The Bodhisatta was once a king. His mother was a cruel, harsh, unruly woman, but the Bodhisatta felt it would be too disrespectful for him to say anything about it. One time while he walked with her through the palace grounds, a blue jay screeched, and the servants yelled, “What a harsh shriek. Shut up, already!” Later, they heard a cuckoo sing a sweet song and everybody around stopped to listen carefully to its sweet voice, saying, “Sing away, birdie. Sing away!” Now the Bodhisatta saw his opportunity to rebuke his mother’s behavior. He pointed out to her that the beautiful, colorful bird had a harsh voice that annoyed people, while the mottled grey bird was very popular and pleasant to the ear. This showed that being gentle and sweet was the best way to behave. His mother understood his wise advice and completely changed her ways.

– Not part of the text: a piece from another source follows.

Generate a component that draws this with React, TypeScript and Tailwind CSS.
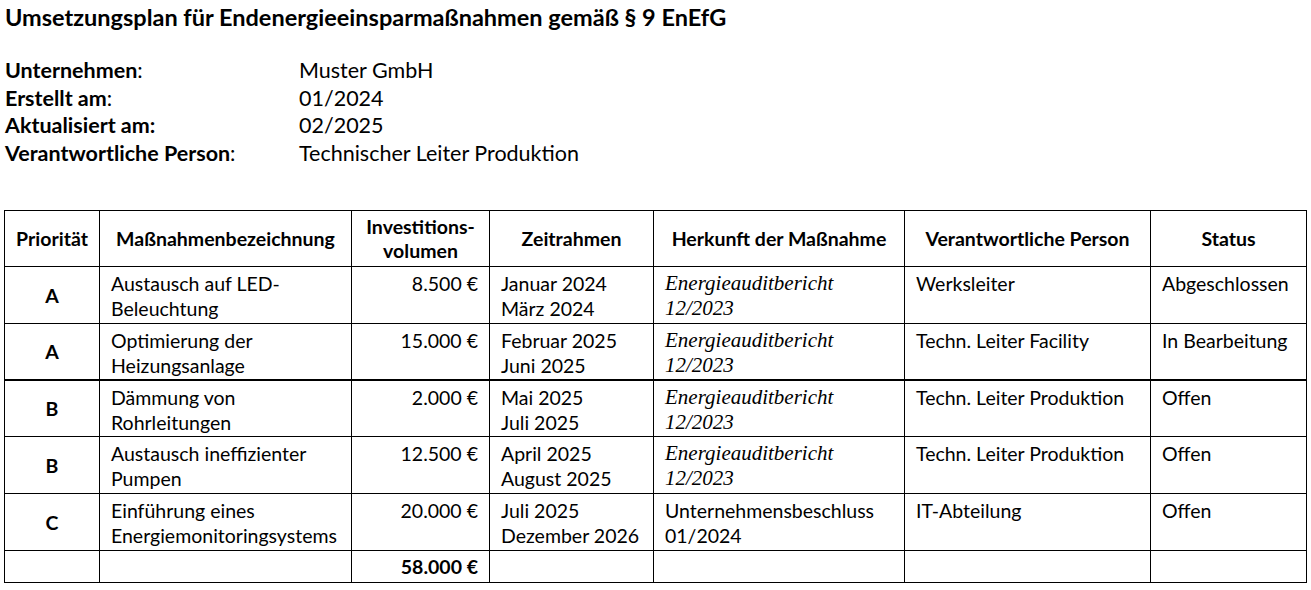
import React from "react";

const sans = "font-['Lato','Noto_Sans',sans-serif]";

type Row = {
  p: string;
  name: [string, string];
  inv: string;
  time: [string, string];
  origin: [string, string];
  italic: boolean;
  person: string;
  status: string;
  thickBottom?: boolean;
};

const rows: Row[] = [
  { p: "A", name: ["Austausch auf LED-", "Beleuchtung"], inv: "8.500 €", time: ["Januar 2024", "März 2024"], origin: ["Energieauditbericht", "12/2023"], italic: true, person: "Werksleiter", status: "Abgeschlossen" },
  { p: "A", name: ["Optimierung der", "Heizungsanlage"], inv: "15.000 €", time: ["Februar 2025", "Juni 2025"], origin: ["Energieauditbericht", "12/2023"], italic: true, person: "Techn. Leiter Facility", status: "In Bearbeitung", thickBottom: true },
  { p: "B", name: ["Dämmung von", "Rohrleitungen"], inv: "2.000 €", time: ["Mai 2025", "Juli 2025"], origin: ["Energieauditbericht", "12/2023"], italic: true, person: "Techn. Leiter Produktion", status: "Offen" },
  { p: "B", name: ["Austausch ineffizienter", "Pumpen"], inv: "12.500 €", time: ["April 2025", "August 2025"], origin: ["Energieauditbericht", "12/2023"], italic: true, person: "Techn. Leiter Produktion", status: "Offen" },
  { p: "C", name: ["Einführung eines", "Energiemonitoringsystems"], inv: "20.000 €", time: ["Juli 2025", "Dezember 2026"], origin: ["Unternehmensbeschluss", "01/2024"], italic: false, person: "IT-Abteilung", status: "Offen" },
];

export default function App() {
  return (
    <div className={`bg-white text-black ${sans} w-[1311px] h-[590px] overflow-hidden pl-[5px] pt-[2px]`}>
      <h1 className="text-[23.5px] font-bold leading-[30px] whitespace-nowrap">
        Umsetzungsplan für Endenergieeinsparmaßnahmen gemäß § 9 EnEfG
      </h1>
      <div className="mt-[25px] grid grid-cols-[294px_1fr] text-[21.5px] leading-[27.5px]">
        <div><span className="font-bold">Unternehmen</span>:</div>
        <div>Muster GmbH</div>
        <div><span className="font-bold">Erstellt am</span>:</div>
        <div>01/2024</div>
        <div><span className="font-bold">Aktualisiert am:</span></div>
        <div>02/2025</div>
        <div><span className="font-bold">Verantwortliche Person</span>:</div>
        <div>Technischer Leiter Produktion</div>
      </div>
      <table className="mt-[43px] -ml-[1px] border-collapse table-fixed w-[1302px] text-[19.5px] leading-[25px]">
        <colgroup>
          <col className="w-[95px]" />
          <col className="w-[252px]" />
          <col className="w-[138px]" />
          <col className="w-[164px]" />
          <col className="w-[251px]" />
          <col className="w-[246px]" />
          <col className="w-[156px]" />
        </colgroup>
        <thead>
          <tr className="h-[56px] font-bold">
            <th className="border border-black px-[4px] text-center align-middle">Priorität</th>
            <th className="border border-black px-[4px] text-center align-middle">Maßnahmenbezeichnung</th>
            <th className="border border-black px-[4px] text-center align-middle leading-[24px]">Investitions-<br />volumen</th>
            <th className="border border-black px-[4px] text-center align-middle">Zeitrahmen</th>
            <th className="border border-black px-[4px] text-center align-middle">Herkunft der Maßnahme</th>
            <th className="border border-black px-[4px] text-center align-middle">Verantwortliche Person</th>
            <th className="border border-black px-[4px] text-center align-middle">Status</th>
          </tr>
        </thead>
        <tbody>
          {rows.map((r, i) => {
            const b = r.thickBottom ? "border border-black border-b-2" : "border border-black";
            return (
              <tr key={i} className={r.thickBottom ? "h-[56px]" : "h-[57px]"}>
                <td className={`${b} text-center align-middle font-bold`}>{r.p}</td>
                <td className={`${b} px-[11px] pt-[4px] align-top whitespace-nowrap`}>{r.name[0]}<br />{r.name[1]}</td>
                <td className={`${b} px-[11px] pt-[4px] align-top text-right`}>{r.inv}</td>
                <td className={`${b} px-[11px] pt-[4px] align-top whitespace-nowrap`}>{r.time[0]}<br />{r.time[1]}</td>
                <td className={`${b} px-[11px] pt-[4px] align-top whitespace-nowrap ${r.italic ? "font-['Liberation_Serif',serif] italic text-[21px]" : ""}`}>{r.origin[0]}<br />{r.origin[1]}</td>
                <td className={`${b} px-[11px] pt-[4px] align-top whitespace-nowrap`}>{r.person}</td>
                <td className={`${b} px-[11px] pt-[4px] align-top whitespace-nowrap`}>{r.status}</td>
              </tr>
            );
          })}
          <tr className="h-[32px]">
            <td className="border border-black"></td>
            <td className="border border-black"></td>
            <td className="border border-black px-[11px] text-right font-bold align-middle">58.000 €</td>
            <td className="border border-black"></td>
            <td className="border border-black"></td>
            <td className="border border-black"></td>
            <td className="border border-black"></td>
          </tr>
        </tbody>
      </table>
    </div>
  );
}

In the Lifetime of the Buddha
Anathapindika, a wealthy supporter of the Buddha known for his extreme generosity, had an arrogant, cruel, and violent daughter-in-law (the king’s mother was her in an earlier birth) who hurled abuse and hard blows to people around the house day and night, and never helped her husband or anyone else in the family. She had absolutely no good qualities.
One day the Buddha and five hundred disciples visited Anathapindika’s home, and while the Buddha was talking, the daughter-in-law could be heard scolding some servants. The Buddha stopped his discourse and asked what the clamor was about. After hearing about the daughter-in-law’s intolerable behavior, he asked to speak with her. The Buddha explained that there are seven kinds of wives and asked which of them she was. The destroyer wife hates her husband and ruins every good thing he does; the thievish wife is only interested in taking money; the high and mighty wife is lazy, greedy, rude, and tyrannical; the motherly wife is compassionate and protective; the sisterly wife is modest, respectful, and obedient; the friendly wife is virtuous and aims to please; and the slavish wife is calm and patient, bending completely to her husband’s will. The first three, he added, are destined for hell.
Immediately after hearing the Buddha’s lesson, the daughter-in-law asked for forgiveness, saying that from then on, she would be a slavish wife. She stopped her evil ways and started to live a religious life.
When the Buddha later heard some of his disciples discussing her conversion, he told them this story so they knew that he had also tamed this woman in the past.